European Union law requires that the collection of personal information about individuals be examined by an independent data privacy officer who has the power to review government policies and actions in this area without fear of political interference. At the moment, the European Court of Justice has before it an infringement action brought by the European Commission that challenges the Hungarian government’s firing of the previous data protection ombudsman, but the decision has not been announced. While the data privacy officer himself is on the list of persons exempted in the national security law, his office is still on the list of those whom the Prime Minister can put under surveillance. With this sort of legal ambiguity at the heart of the law, who is to oversee those who are collecting all of this information and who is to guarantee that these surveillance checks are not abused?

When Orwell wrote his famous novel in 1949 about the all-seeing surveillance state, the Cold War was rapidly closing in.

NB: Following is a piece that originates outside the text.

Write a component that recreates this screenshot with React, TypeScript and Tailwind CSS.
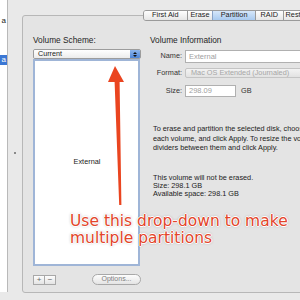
export default function App() {
  const tabBase =
    "h-full flex items-center justify-center border-l border-[#9a9a9a] bg-gradient-to-b from-[#fefefe] to-[#e6e6e6] text-[#222]";
  const btn =
    "border border-[#a8a8a8] bg-gradient-to-b from-[#fdfdfd] to-[#e4e4e4] flex items-center justify-center";
  return (
    <div className="relative w-[300px] h-[300px] overflow-hidden bg-[#e9e9e9] flex font-['Liberation_Sans',Arial,sans-serif] text-[7.3px] text-[#222]">
      {/* sidebar */}
      <div className="w-[8px] h-[292px] shrink-0 bg-white border-r border-[#b9b9b9] flex flex-col overflow-hidden">
        <div className="h-[16px]" />
        <div className="h-[10px] leading-[10px] flex justify-end pr-[1px] text-[8px]">a</div>
        <div className="h-[29px]" />
        <div className="h-[10px] leading-[10px] flex justify-end pr-[1px] text-[8px] bg-[#3b77d4] text-white">a</div>
      </div>
      {/* splitter */}
      <div className="w-[14px] shrink-0 flex justify-center pt-[152px]">
        <div className="w-[2px] h-[2px] rounded-full bg-[#6a6a6a]" />
      </div>
      {/* main */}
      <div className="flex-1 min-w-0 pt-[15px]">
        <div className="w-[300px] h-[278px] border border-[#b7b7b7] rounded-[3px] bg-[#e4e4e4] flex flex-col">
          {/* tabs */}
          <div className="-mt-[6px] ml-[120px] h-[11px] flex border border-[#9a9a9a] rounded-l-[3px] overflow-hidden w-[200px]">
            <div className="h-full w-[43px] flex items-center justify-center bg-gradient-to-b from-[#fefefe] to-[#e6e6e6]">First Aid</div>
            <div className={`${tabBase} w-[26px]`}>Erase</div>
            <div className="h-full w-[43px] flex items-center justify-center border-l border-[#8aa3c6] bg-gradient-to-b from-[#d6e7fa] to-[#a9caef]">Partition</div>
            <div className={`${tabBase} w-[28px]`}>RAID</div>
            <div className={`${tabBase} w-[60px] justify-start pl-[2px]`}>Restore</div>
          </div>
          <div className="flex pl-[10px]">
            {/* left column */}
            <div className="w-[108px] shrink-0 flex flex-col">
              <div className="mt-[14px] h-[10px] leading-[10px] text-[8.3px] text-[#1e1e1e]">Volume Scheme:</div>
              <div className="mt-[4px] h-[10px] flex rounded-[2px] border border-[#9c9c9c] overflow-hidden">
                <div className="flex-1 bg-gradient-to-b from-white to-[#ececec] pl-[4px] leading-[8px] text-[7.2px]">Current</div>
                <div className="w-[10px] bg-gradient-to-b from-[#8db5ec] to-[#4b84d9] flex flex-col items-center justify-center gap-[1px]">
                  <div className="w-0 h-0 border-l-[2px] border-r-[2px] border-b-[2px] border-l-transparent border-r-transparent border-b-[#111]" />
                  <div className="w-0 h-0 border-l-[2px] border-r-[2px] border-t-[2px] border-l-transparent border-r-transparent border-t-[#111]" />
                </div>
              </div>
              <div className="w-[107px] h-[207px] border-2 border-[#9fb5d7] bg-white flex items-center justify-center">
                <span className="pl-[1px]">External</span>
              </div>
              <div className="mt-[9px] h-[10px] flex">
                <div className={`${btn} w-[12px] h-[10px] text-[#666] text-[8px]`}>+</div>
                <div className={`${btn} w-[11px] h-[10px] border-l-0 text-[#666] text-[8px]`}>−</div>
                <div className={`${btn} ml-[36px] w-[49px] h-[11px] -mt-[1px] rounded-full text-[#808080] text-[7px]`}>Options...</div>
              </div>
            </div>
            {/* right column */}
            <div className="ml-[9px] flex-1 flex flex-col">
              <div className="mt-[14px] h-[10px] leading-[10px] text-[8.3px] text-[#1e1e1e] whitespace-nowrap">Volume Information</div>
              <div className="mt-[5px] h-[13px] flex items-center">
                <div className="w-[32px] text-right text-[#333]">Name:</div>
                <div className="ml-[3px] w-[130px] h-[13px] bg-white border border-[#b0b0b0] flex items-center pl-[3px] text-[#a0a0a0] text-[7.5px]">External</div>
              </div>
              <div className="mt-[5px] h-[10px] flex items-center">
                <div className="w-[32px] text-right text-[#333]">Format:</div>
                <div className="ml-[3px] w-[130px] h-[10px] rounded-[2px] bg-gradient-to-b from-[#f3f3f3] to-[#e2e2e2] border border-[#c4c4c4] flex items-center pl-[5px] text-[#a6a6a6] whitespace-nowrap">Mac OS Extended (Journaled)</div>
              </div>
              <div className="mt-[7px] h-[12px] flex items-center">
                <div className="w-[32px] text-right text-[#333]">Size:</div>
                <div className="ml-[3px] w-[51px] h-[12px] bg-white border border-[#b0b0b0] flex items-center pl-[3px] text-[#a0a0a0] text-[7.5px]">298.09</div>
                <div className="ml-[5px] text-[#333]">GB</div>
              </div>
              <div className="mt-[27px] flex flex-col whitespace-nowrap leading-[9.5px] pl-[3px]">
                <div>To erase and partition the selected disk, choose a layout from the Volume</div>
                <div>each volume, and click Apply. To resize the volumes, drag the</div>
                <div>dividers between them and click Apply.</div>
              </div>
              <div className="mt-[21px] flex flex-col whitespace-nowrap leading-[8.3px] pl-[3px]">
                <div>This volume will not be erased.</div>
                <div>Size: 298.1 GB</div>
                <div>Available space: 298.1 GB</div>
              </div>
            </div>
          </div>
        </div>
      </div>
      {/* annotation arrow */}
      <svg className="absolute left-0 top-0 pointer-events-none" width="300" height="300" viewBox="0 0 300 300">
        <polygon points="115,66 124,82 119.6,82 121.4,205 119.2,205 114.6,82 108,82" fill="#ea4520" />
      </svg>
      {/* annotation text */}
      <div className="absolute left-[70px] top-[212.6px] whitespace-nowrap font-['DejaVu_Sans',sans-serif] text-[15.5px] leading-[17.5px] text-[#e3452a] [text-shadow:-1px_0_#fff,1px_0_#fff,0_-1px_#fff,0_1px_#fff,0_0_3px_rgba(0,0,0,0.45)]">
        Use this drop-down to make
        <br />
        multiple partitions
      </div>
    </div>
  );
}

Those on the eastern side of Europe were consigned to states in which personal privacy could never be taken for granted. A country that had been through that experience might be expected to have a particular sensitivity to what it means to turn citizens into spies against each other, especially a country whose leaders now pronounce their anti-communist sympathies at every turn. But the current Hungarian government seems to have learned little from its country’s recent past. Those who refuse to learn from the past are doomed to repeat it. In Hungary, it is now approaching 1984 again.